ECLI:NL:GHAMS:2024:3369
Gerechtshof Amsterdam
- Wraking
- Rechtspraak.nl
Wraking verzoekster tegen raadsheer in hoger beroep notariële zaak
In deze zaak heeft verzoekster een wrakingsverzoek ingediend tegen raadsheer mr. J.H. Lieber, die de hoofdzaak behandelde in hoger beroep tegen een vonnis van de Kamer voor het notariaat in Den Haag. De hoofdzaak betreft een klacht van verzoekster tegen notaris mr. [naam], die op 22 november 2023 ongegrond werd verklaard.
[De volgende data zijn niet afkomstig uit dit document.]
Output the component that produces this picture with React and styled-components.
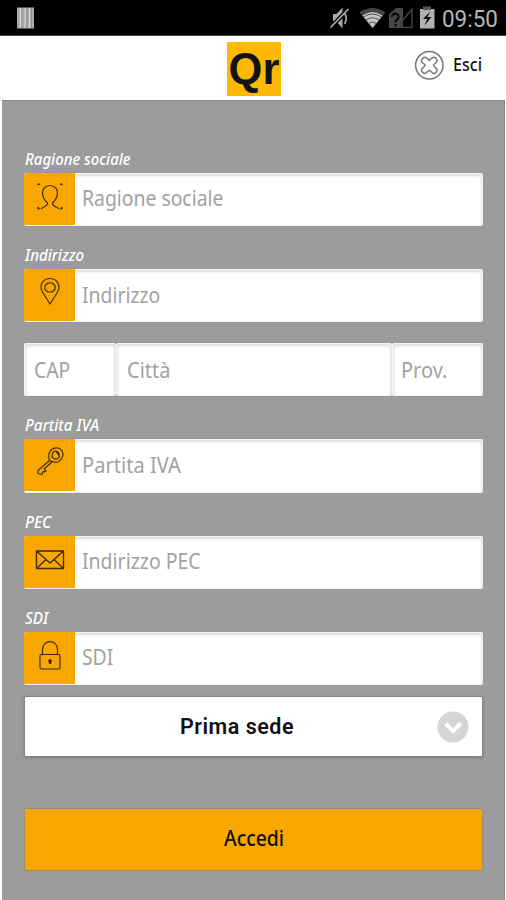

Het wrakingsverzoek werd op 28 oktober 2024 ingediend, na een zitting op 24 oktober 2024. Verzoekster stelde dat de raadsheer haar tijdens de zitting voortdurend afkapte en de wederpartij meer gelegenheid gaf om te spreken. Ook claimde zij dat het beginsel van hoor en wederhoor was geschonden en dat de raadsheer onterecht een andere raadsheer de gelegenheid gaf om een voorlopig oordeel te geven over een niet-relevante kwestie.
De raadsheer heeft in zijn schriftelijke reactie op het wrakingsverzoek aangegeven dat het verzoek niet tijdig was ingediend en dat de door verzoekster aangevoerde klachten geen feiten of omstandigheden zijn die de rechterlijke onpartijdigheid in gevaar zouden kunnen brengen. De wrakingskamer heeft het verzoek op 2 december 2024 in het openbaar behandeld. De wrakingskamer oordeelde dat het verzoek tot wraking ongegrond was, omdat de aangevoerde gronden niet voldoende waren om aan te nemen dat de raadsheer vooringenomen was. De wrakingskamer concludeerde dat de procedure correct was verlopen en dat verzoekster voldoende gelegenheid had gekregen om haar standpunt naar voren te brengen.